Bruce Yelle of Florence, who founded the organization End Choices, has been working with legislators in an effort to broaden the “Death With Dignity Act,” passed in 1997.
“Human rights [are] the right to life, liberty and the pursuit of happiness. We believe it is a human right to make choices right up to the end of our lives,” he told local television station KEZI, wearing a shirt that reads, “My life, my death, my choice.”
“These new laws that we’re putting out, [and] that we’re hoping for, are going to expand it and make a lot more people qualified so they don’t need to suffer until the end of life,” Yelle stated.
One of the several bills that have been presented this legislative session, House Bill 2903, introduced by Rep.
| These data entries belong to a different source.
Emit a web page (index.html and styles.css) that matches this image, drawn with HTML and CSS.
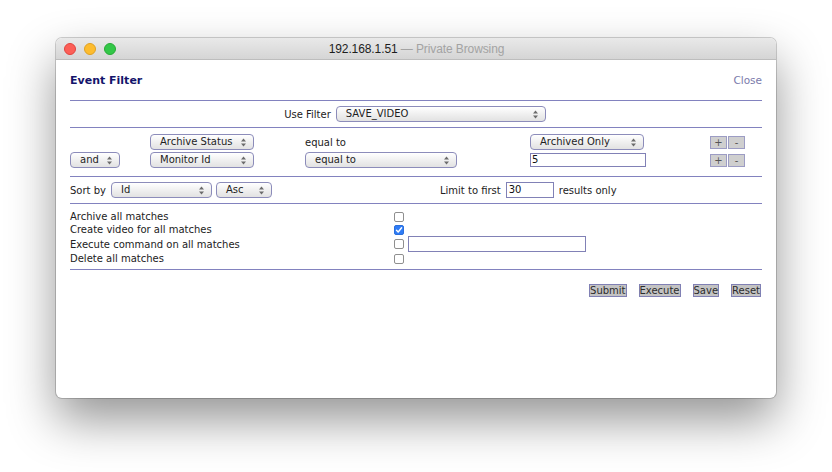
FILE: index.html
```html
<!DOCTYPE html>
<html>
<head>
<meta charset="utf-8">
<title>Event Filter</title>
<link rel="stylesheet" href="styles.css">
</head>
<body>
<div class="window">
  <div class="titlebar">
    <div class="lights">
      <span class="light red"></span>
      <span class="light yellow"></span>
      <span class="light green"></span>
    </div>
    <div class="title"><span class="host">192.168.1.51</span><span class="mode"> — Private Browsing</span></div>
  </div>
  <div class="content">
    <div class="header">
      <h2 class="heading">Event Filter</h2>
      <a class="close">Close</a>
    </div>

    <div class="usefilter section">
      <span class="label">Use Filter</span>
      <span class="sel w-filter"><span class="sel-text">SAVE_VIDEO</span><svg class="arr" width="7" height="9" viewBox="0 0 7 9"><polygon points="1,3.6 3.5,0.6 6,3.6"/><polygon points="1,5.4 3.5,8.4 6,5.4"/></svg></span>
    </div>

    <div class="terms section">
      <div class="term">
        <span class="cell"></span>
        <span class="cell"><span class="sel w-attr"><span class="sel-text">Archive Status</span><svg class="arr" width="7" height="9" viewBox="0 0 7 9"><polygon points="1,3.6 3.5,0.6 6,3.6"/><polygon points="1,5.4 3.5,8.4 6,5.4"/></svg></span></span>
        <span class="cell"><span class="optext">equal to</span></span>
        <span class="cell"><span class="sel w-val"><span class="sel-text">Archived Only</span><svg class="arr" width="7" height="9" viewBox="0 0 7 9"><polygon points="1,3.6 3.5,0.6 6,3.6"/><polygon points="1,5.4 3.5,8.4 6,5.4"/></svg></span></span>
        <span class="cell btns"><span class="pm">+</span><span class="pm">-</span></span>
      </div>
      <div class="term">
        <span class="cell"><span class="sel w-and"><span class="sel-text">and</span><svg class="arr" width="7" height="9" viewBox="0 0 7 9"><polygon points="1,3.6 3.5,0.6 6,3.6"/><polygon points="1,5.4 3.5,8.4 6,5.4"/></svg></span></span>
        <span class="cell"><span class="sel w-attr"><span class="sel-text">Monitor Id</span><svg class="arr" width="7" height="9" viewBox="0 0 7 9"><polygon points="1,3.6 3.5,0.6 6,3.6"/><polygon points="1,5.4 3.5,8.4 6,5.4"/></svg></span></span>
        <span class="cell"><span class="sel w-op"><span class="sel-text">equal to</span><svg class="arr" width="7" height="9" viewBox="0 0 7 9"><polygon points="1,3.6 3.5,0.6 6,3.6"/><polygon points="1,5.4 3.5,8.4 6,5.4"/></svg></span></span>
        <span class="cell"><span class="txt w-five">5</span></span>
        <span class="cell btns"><span class="pm">+</span><span class="pm">-</span></span>
      </div>
    </div>

    <div class="sortrow section">
      <div class="sortgroup">
        <span class="label">Sort by</span>
        <span class="sel w-id"><span class="sel-text">Id</span><svg class="arr" width="7" height="9" viewBox="0 0 7 9"><polygon points="1,3.6 3.5,0.6 6,3.6"/><polygon points="1,5.4 3.5,8.4 6,5.4"/></svg></span>
        <span class="sel w-asc"><span class="sel-text">Asc</span><svg class="arr" width="7" height="9" viewBox="0 0 7 9"><polygon points="1,3.6 3.5,0.6 6,3.6"/><polygon points="1,5.4 3.5,8.4 6,5.4"/></svg></span>
      </div>
      <div class="limitgroup">
        <span class="label">Limit to first</span>
        <span class="txt w-limit">30</span>
        <span class="label">results only</span>
      </div>
    </div>

    <div class="actions section">
      <div class="action"><span class="alabel">Archive all matches</span><span class="cb"></span></div>
      <div class="action"><span class="alabel">Create video for all matches</span><span class="cb checked"><svg width="8" height="8" viewBox="0 0 8 8"><polyline points="1.5,4.2 3.2,6 6.6,1.8"/></svg></span></div>
      <div class="action tall"><span class="alabel">Execute command on all matches</span><span class="cb"></span><span class="txt w-cmd"></span></div>
      <div class="action"><span class="alabel">Delete all matches</span><span class="cb"></span></div>
    </div>

    <div class="buttons">
      <span class="btn">Submit</span>
      <span class="btn">Execute</span>
      <span class="btn">Save</span>
      <span class="btn">Reset</span>
    </div>
  </div>
</div>
</body>
</html>
```

FILE: styles.css
```css
html, body {
  margin: 0;
  padding: 0;
  background: #ffffff;
}
html { height: 100%; }
body {
  box-sizing: border-box;
  min-height: 100%;
  padding: 38px 56px;
  font-family: "DejaVu Sans", Verdana, sans-serif;
  font-size: 10px;
  color: #222;
  overflow: hidden;
}
.window {
  width: 720px;
  height: 360px;
  border-radius: 6px;
  background: #fff;
  overflow: hidden;
  box-shadow: 0 0 0 1px rgba(0,0,0,0.18), 0 22px 48px rgba(0,0,0,0.42);
}
.titlebar {
  height: 21px;
  border-bottom: 1px solid #bdbdbd;
  background: linear-gradient(#e9e9e9, #d5d5d5);
  position: relative;
  display: flex;
  align-items: center;
  justify-content: center;
}
.lights {
  position: absolute;
  left: 8px;
  top: 5px;
  display: flex;
  gap: 8px;
}
.light {
  width: 12px;
  height: 12px;
  border-radius: 50%;
  box-sizing: border-box;
}
.red { background: #fc5f57; border: 1px solid #e0443e; }
.yellow { background: #fdbc2e; border: 1px solid #dea123; }
.green { background: #33c748; border: 1px solid #27aa35; }
.title {
  font-family: "Liberation Sans", Arial, sans-serif;
  font-size: 12px;
  letter-spacing: -0.1px;
  padding-left: 1px;
}
.host { color: #1d1d1d; }
.mode { color: #a3a3a3; }

.content {
  padding: 0 14px;
}
.header {
  height: 40px;
  display: flex;
  align-items: center;
  justify-content: space-between;
  border-bottom: 1px solid #8282bf;
}
.heading {
  margin: 0;
  font-size: 11px;
  font-weight: bold;
  color: #14146b;
  padding-top: 1px;
}
.close {
  color: #7b7bab;
  font-size: 10.5px;
}
.section {
  border-bottom: 1px solid #8282bf;
}
.usefilter {
  height: 26px;
  display: flex;
  align-items: center;
  justify-content: center;
  gap: 5px;
  padding-right: 2px;
}
.label { white-space: nowrap; }

.sel {
  display: inline-flex;
  align-items: center;
  justify-content: space-between;
  box-sizing: border-box;
  height: 16px;
  padding: 0 6px 0 9px;
  border: 1px solid #8c8cba;
  border-radius: 4px;
  background: linear-gradient(#ffffff, #ededed 60%, #e2e2e2);
  color: #1e1e1e;
  white-space: nowrap;
}
.sel-text { line-height: 14px; }
.arr { fill: #6b6b6b; flex: none; }
.w-filter { width: 210px; }
.w-attr { width: 104px; }
.w-val { width: 114px; }
.w-and { width: 50px; }
.w-op { width: 152px; }
.w-id { width: 101px; }
.w-asc { width: 56px; }

.txt {
  display: inline-block;
  box-sizing: border-box;
  border: 1px solid #8181b6;
  background: #fff;
  height: 16px;
  line-height: 14px;
  padding-left: 1px;
  color: #111;
}
.w-five { width: 116px; height: 14px; line-height: 12px; }
.w-limit { width: 48px; padding-left: 2px; }
.w-cmd { width: 178px; }

.terms {
  padding: 6px 0 8px;
  display: flex;
  flex-direction: column;
  gap: 2px;
}
.term {
  display: grid;
  grid-template-columns: 80px 155px 225px 180px auto;
  height: 16px;
  align-items: center;
}
.cell { display: flex; align-items: center; }
.optext { padding-top: 1px; }
.btns { gap: 1px; padding-top: 1px; }
.pm {
  box-sizing: border-box;
  width: 17px;
  height: 13px;
  display: inline-flex;
  align-items: center;
  justify-content: center;
  background: #cfcfcf;
  border: 1px solid #9c9cc4;
  color: #555;
  font-size: 10px;
  line-height: 1;
}

.sortrow {
  height: 26px;
  display: grid;
  grid-template-columns: 370px auto;
  align-items: center;
}
.sortgroup { display: flex; align-items: center; }
.sortgroup .label { width: 41px; }
.sortgroup .w-asc { margin-left: 4px; }
.limitgroup { display: flex; align-items: center; gap: 4px; }
.limitgroup .w-limit { margin-left: 1px; }
.limitgroup .w-limit + .label { margin-left: 1px; }

.actions {
  padding: 6px 0 4px;
}
.action {
  height: 13px;
  display: flex;
  align-items: center;
}
.action.tall { height: 16px; }
.alabel { width: 324px; flex: none; }
.cb {
  box-sizing: border-box;
  width: 10px;
  height: 10px;
  border: 1px solid #8f8f8f;
  border-radius: 2px;
  background: #fff;
  display: inline-flex;
  align-items: center;
  justify-content: center;
}
.cb.checked {
  background: #2f7cf6;
  border-color: #2a6fdc;
}
.cb.checked polyline {
  fill: none;
  stroke: #fff;
  stroke-width: 1.4;
  stroke-linecap: round;
  stroke-linejoin: round;
}
.action .w-cmd { margin-left: 4px; }

.buttons {
  display: flex;
  justify-content: flex-end;
  gap: 12px;
  padding-top: 14px;
  padding-right: 1px;
}
.btn {
  box-sizing: border-box;
  height: 13px;
  line-height: 11px;
  padding: 0;
  background: #c3c3c3;
  border: 1px solid #8080b4;
  color: #2c2c2c;
}
```
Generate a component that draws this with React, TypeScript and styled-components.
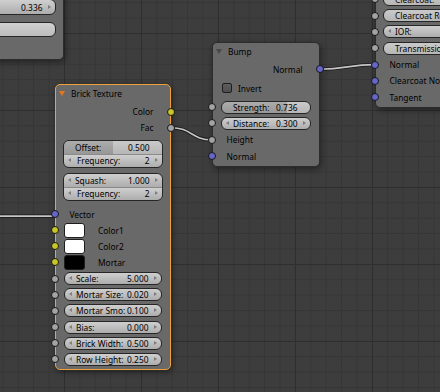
import React from "react";
import styled, { createGlobalStyle, css } from "styled-components";

const Global = createGlobalStyle`
  html, body { margin: 0; padding: 0; background: #3d3d3d; }
  body {
    font-family: "Noto Sans", "DejaVu Sans", sans-serif;
    font-size: 8.4px;
    color: #000;
  }
`;

const Canvas = styled.div`
  position: relative;
  width: 440px;
  height: 392px;
  overflow: hidden;
  background-color: #3d3d3d;
  background-image:
    linear-gradient(to right, #2f2f2f 1px, transparent 1px),
    linear-gradient(to bottom, #2f2f2f 1px, transparent 1px),
    linear-gradient(to right, #363636 1px, transparent 1px),
    linear-gradient(to bottom, #363636 1px, transparent 1px);
  background-size: 77px 77px, 77px 77px, 15.4px 15.4px, 15.4px 15.4px;
  background-position: 64px 33px;
`;

const Wires = styled.svg`
  position: absolute;
  left: 0;
  top: 0;
  z-index: 0;
`;

const Node = styled.div<{ $x: number; $y: number; $w: number; $selected?: boolean; $pt?: number; $pb?: number }>`
  position: absolute;
  left: ${(p) => p.$x}px;
  top: ${(p) => p.$y}px;
  width: ${(p) => p.$w}px;
  box-sizing: border-box;
  display: flex;
  flex-direction: column;
  padding: ${(p) => p.$pt ?? 0}px 0 ${(p) => p.$pb ?? 0}px;
  background: #696969;
  border: 1px solid ${(p) => (p.$selected ? "#f0a03a" : "#2c2c2c")};
  border-radius: 5px;
  box-shadow: 1px 2px 6px rgba(0, 0, 0, 0.45);
  z-index: 1;
`;

const Header = styled.div`
  flex: none;
  height: 16px;
  display: flex;
  align-items: center;
  padding-left: 3px;
  gap: 6px;
`;

const Collapse = styled.span<{ $color: string }>`
  width: 0;
  height: 0;
  border-style: solid;
  border-width: 5px 3.5px 0 3.5px;
  border-color: ${(p) => p.$color} transparent transparent transparent;
`;

const Title = styled.span`
  color: #000;
  white-space: nowrap;
`;

const RowBase = css<{ $h?: number; $mt?: number }>`
  position: relative;
  flex: none;
  display: flex;
  align-items: center;
  height: ${(p) => p.$h ?? 16}px;
  margin-top: ${(p) => p.$mt ?? 0}px;
  white-space: nowrap;
`;

const OutRow = styled.div<{ $h?: number; $mt?: number }>`
  ${RowBase};
  justify-content: flex-end;
  padding-right: 16.5px;
`;

const InRow = styled.div<{ $h?: number; $mt?: number }>`
  ${RowBase};
  padding-left: 13.5px;
`;

const FieldRow = styled.div<{ $h?: number; $mt?: number; $ml?: number; $mr?: number }>`
  ${RowBase};
  padding: 0 ${(p) => p.$mr ?? 8}px 0 ${(p) => p.$ml ?? 8}px;
`;

const CheckRow = styled.div<{ $h?: number; $mt?: number }>`
  ${RowBase};
  padding-left: 9px;
  gap: 6px;
`;

const ColorRow = styled.div<{ $h?: number; $mt?: number }>`
  ${RowBase};
  padding-left: 8px;
  gap: 13px;
`;

const sockColors = { yellow: "#c7c729", gray: "#a3a3a3", blue: "#6565ca" };
type SockKind = keyof typeof sockColors;

const Socket = styled.span<{ $kind: SockKind; $side: "left" | "right" }>`
  position: absolute;
  top: 50%;
  ${(p) => p.$side}: -5px;
  width: 8px;
  height: 8px;
  margin-top: -4px;
  box-sizing: border-box;
  border-radius: 50%;
  border: 1px solid #161616;
  background: ${(p) => sockColors[p.$kind]};
  z-index: 2;
`;

const arrows = css`
  &::before,
  &::after {
    content: "";
    position: absolute;
    top: 50%;
    margin-top: -2.5px;
    border-style: solid;
  }
  &::before {
    left: 4px;
    border-width: 2.5px 3px 2.5px 0;
    border-color: transparent #7e7e7e transparent transparent;
  }
  &::after {
    right: 4px;
    border-width: 2.5px 0 2.5px 3px;
    border-color: transparent transparent transparent #7e7e7e;
  }
`;

const shade = "linear-gradient(to bottom, rgba(255,255,255,0.10), rgba(0,0,0,0.07))";

const Field = styled.div<{ $arrows?: boolean; $fill?: number; $cell?: boolean; $h?: number; $plain?: boolean; $end?: boolean }>`
  position: relative;
  width: 100%;
  height: ${(p) => p.$h ?? 13}px;
  box-sizing: border-box;
  display: flex;
  align-items: center;
  justify-content: ${(p) => (p.$end ? "flex-end" : "space-between")};
  padding: 0 12.5px 0 11px;
  white-space: nowrap;
  overflow: hidden;
  color: #000;
  border: ${(p) => (p.$cell ? "none" : "1px solid #262626")};
  border-radius: ${(p) => (p.$cell ? 0 : 6)}px;
  background: ${(p) =>
    p.$plain
      ? "linear-gradient(to bottom, #d0d0d0, #bcbcbc)"
      : p.$fill !== undefined
      ? `${shade}, linear-gradient(to right, #a3a3a3 ${p.$fill}%, #c4c4c4 ${p.$fill}%)`
      : "linear-gradient(to bottom, #cfcfcf, #adadad)"};
  ${(p) => p.$arrows && arrows};
`;

const FieldLabel = styled.span<{ $indent?: number }>`
  padding-left: ${(p) => p.$indent ?? 0}px;
`;

const FieldGroup = styled.div<{ $mt: number }>`
  flex: none;
  display: flex;
  flex-direction: column;
  margin: ${(p) => p.$mt}px 7px 0;
  border: 1px solid #262626;
  border-radius: 6px;
  overflow: hidden;
  & > * + * {
    border-top: 1px solid #8a8a8a;
  }
`;

const Check = styled.span`
  width: 10px;
  height: 10px;
  box-sizing: border-box;
  border: 1px solid #1e1e1e;
  border-radius: 2px;
  background: linear-gradient(to bottom, #5e5e5e, #4e4e4e);
`;

const Swatch = styled.span<{ $color: string }>`
  width: 21px;
  height: 15px;
  box-sizing: border-box;
  border: 1px solid #1e1e1e;
  border-radius: 3px;
  background: ${(p) => p.$color};
`;

type FieldSpec = { label: string; value: string; sock: SockKind; fill?: number; arrows?: boolean };

const brickFields: FieldSpec[] = [
  { label: "Scale:", value: "5.000", sock: "gray", arrows: true },
  { label: "Mortar Size:", value: "0.020", sock: "gray", arrows: true },
  { label: "Mortar Smo:", value: "0.100", sock: "gray", arrows: true },
  { label: "Bias:", value: "0.000", sock: "gray", arrows: true },
  { label: "Brick Width:", value: "0.500", sock: "gray", arrows: true },
  { label: "Row Height:", value: "0.250", sock: "gray", arrows: true },
];

const principled: { label: string; value?: string; sock: SockKind; kind: "slider" | "num" | "label" }[] = [
  { label: "Clearcoat:", value: "0.000", sock: "gray", kind: "slider" },
  { label: "Clearcoat Roughness:", value: "0.030", sock: "gray", kind: "slider" },
  { label: "IOR:", value: "1.450", sock: "gray", kind: "num" },
  { label: "Transmission:", value: "0.000", sock: "gray", kind: "slider" },
  { label: "Normal", sock: "blue", kind: "label" },
  { label: "Clearcoat Normal", sock: "blue", kind: "label" },
  { label: "Tangent", sock: "blue", kind: "label" },
];

const Wire = ({ d }: { d: string }) => (
  <>
    <path d={d} stroke="#1b1b1b" strokeWidth={3.4} fill="none" />
    <path d={d} stroke="#c6c6c6" strokeWidth={1.6} fill="none" />
  </>
);

export default function App() {
  const R = 16.15;
  return (
    <>
      <Global />
      <Canvas>
        <Wires width={440} height={392} viewBox="0 0 440 392">
          <Wire d="M -5 216.1 L 55 216.1" />
          <Wire d="M 171 127.7 C 192 127.7, 191 139.8, 212 139.8" />
          <Wire d="M 320 69.2 C 346 69.2, 349 64.6, 375 64.6" />
        </Wires>

        {/* partial node, top left */}
        <Node $x={-80} $y={-30} $w={144} $pt={28} $pb={22}>
          <FieldRow $h={16} $ml={7} $mr={7}>
            <Field $h={16} $arrows $end>
              <span>0.336</span>
            </Field>
          </FieldRow>
          <FieldRow $h={15} $mt={7} $ml={7} $mr={7}>
            <Field $h={15} $plain />
          </FieldRow>
        </Node>

        {/* Bump */}
        <Node $x={212} $y={42} $w={108} $pb={1.8}>
          <Header>
            <Collapse $color="#484848" />
            <Title>Bump</Title>
          </Header>
          <OutRow $h={16.3} $mt={2}>
            Normal
            <Socket $kind="blue" $side="right" />
          </OutRow>
          <CheckRow $h={16.3} $mt={2.7}>
            <Check />
            <span>Invert</span>
          </CheckRow>
          <FieldRow $h={16.3} $mt={2.7}>
            <Socket $kind="gray" $side="left" />
            <Field $fill={73.6}>
              <span>Strength:</span>
              <span>0.736</span>
            </Field>
          </FieldRow>
          <FieldRow $h={16.3}>
            <Socket $kind="gray" $side="left" />
            <Field $arrows>
              <span>Distance:</span>
              <span>0.300</span>
            </Field>
          </FieldRow>
          <InRow $h={16.3}>
            <Socket $kind="gray" $side="left" />
            Height
          </InRow>
          <InRow $h={16.3}>
            <Socket $kind="blue" $side="left" />
            Normal
          </InRow>
        </Node>

        {/* Principled BSDF (partial) */}
        <Node $x={375} $y={-12} $w={150} $pt={2.25} $pb={2}>
          {principled.map((r) =>
            r.kind === "label" ? (
              <InRow key={r.label} $h={16.3}>
                <Socket $kind={r.sock} $side="left" />
                {r.label}
              </InRow>
            ) : (
              <FieldRow key={r.label} $h={16.3} $ml={7}>
                <Socket $kind={r.sock} $side="left" />
                <Field $fill={r.kind === "slider" ? 0 : undefined} $arrows={r.kind === "num"}>
                  <span>{r.label}</span>
                  <span>{r.value}</span>
                </Field>
              </FieldRow>
            )
          )}
        </Node>

        {/* Brick Texture */}
        <Node $x={55} $y={84} $w={116} $selected $pb={1.2}>
          <Header>
            <Collapse $color="#e8761e" />
            <Title>Brick Texture</Title>
          </Header>
          <OutRow $h={16} $mt={2.7}>
            Color
            <Socket $kind="yellow" $side="right" />
          </OutRow>
          <OutRow $h={16}>
            Fac
            <Socket $kind="gray" $side="right" />
          </OutRow>
          <FieldGroup $mt={4.3}>
            <Field $cell $h={12.8} $fill={50}>
              <span>Offset:</span>
              <span>0.500</span>
            </Field>
            <Field $cell $h={12.8} $arrows>
              <FieldLabel $indent={2}>Frequency:</FieldLabel>
              <span>2</span>
            </Field>
          </FieldGroup>
          <FieldGroup $mt={5.7}>
            <Field $cell $h={12.8} $arrows>
              <span>Squash:</span>
              <span>1.000</span>
            </Field>
            <Field $cell $h={12.8} $arrows>
              <FieldLabel $indent={2}>Frequency:</FieldLabel>
              <span>2</span>
            </Field>
          </FieldGroup>
          <InRow $h={R} $mt={5.1}>
            <Socket $kind="blue" $side="left" />
            Vector
          </InRow>
          <ColorRow $h={R}>
            <Socket $kind="yellow" $side="left" />
            <Swatch $color="#ffffff" />
            <span>Color1</span>
          </ColorRow>
          <ColorRow $h={R}>
            <Socket $kind="yellow" $side="left" />
            <Swatch $color="#ffffff" />
            <span>Color2</span>
          </ColorRow>
          <ColorRow $h={R}>
            <Socket $kind="yellow" $side="left" />
            <Swatch $color="#000000" />
            <span>Mortar</span>
          </ColorRow>
          {brickFields.map((f) => (
            <FieldRow key={f.label} $h={R}>
              <Socket $kind={f.sock} $side="left" />
              <Field $arrows={f.arrows} $fill={f.fill}>
                <span>{f.label}</span>
                <span>{f.value}</span>
              </Field>
            </FieldRow>
          ))}
        </Node>
      </Canvas>
    </>
  );
}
Paul Evans, D-Monmouth, would widen the current legal definition of terminal illness to state,”‘Terminal disease’ includes a degenerative condition that will, at some point in the future, be the cause of the patient’s death.”
Yelle, 65, says that he believes this expansion is necessary because those who live with Parkinson’s disease, for example, can live for years with the condition while their mental faculties and quality of life declines.
The now-retired construction worker was diagnosed with the disease seven years ago, and moved from California to Oregon to be able to utilize the physician-assisted suicide option as the offering was not legal in California at the time.
Oregon is most known for the 2014 Brittany Maynard case, a woman with Glioblastoma multiforme who likewise moved from California to Oregon to end her life.
“[The six month requirement] leaves out too many people that have ALS, MS, Parkinson’s that have been suffering for years, that really don’t want to keep on going anymore,” Yelle told the outlet.
According to the End Choices website, a rally was held at the state capitol on Monday. However, he also acknowledges that there is little support for the effort.
“[T]he question I ask — because I get 99 percent of people saying no — is, ‘Do you want to live with dementia?’ That’s what it comes down to,” Yelle told KEZI.
He also explains on his website that it seems the bills will not progress this year due to the lack of interest.
“The first and most modest of the bills, House Bill 2217, recently had a hearing before the House Committee on Health Care. Because I was the only one who testified in favor of House Bill 2217, with many testifying against the bill, the chairman of the committee has decided there is not enough interest to bring the other bills forward,” Yelle writes.
“So, as of right now, House Bill 2309, known as Brittney’s Bill, and House Bill 2232 are not even scheduled for a hearing.”
As previously reported, a number of states have considered, or are still considering, physician-assisted suicide bills this legislative season, including Arkansas, Connecticut, Nevada, New York, Maryland, New Jersey and Rhode Island. While efforts in Arkansas and Maryland failed, a bill to legalize the practice was passed by the New Jersey legislature and is expected to be signed into law.
Psalm 31:15 says, “My times are in Thy hand.” Job 14:5 also teaches that man’s “days are determined” and “the number of his months are with Thee.” Ecclesiastes 3:2 similarly says that there is “[a] time to be born, and a time to die,” and Hebrews 9:27 outlines that “it is appointed unto men once to die, but after this the judgment.”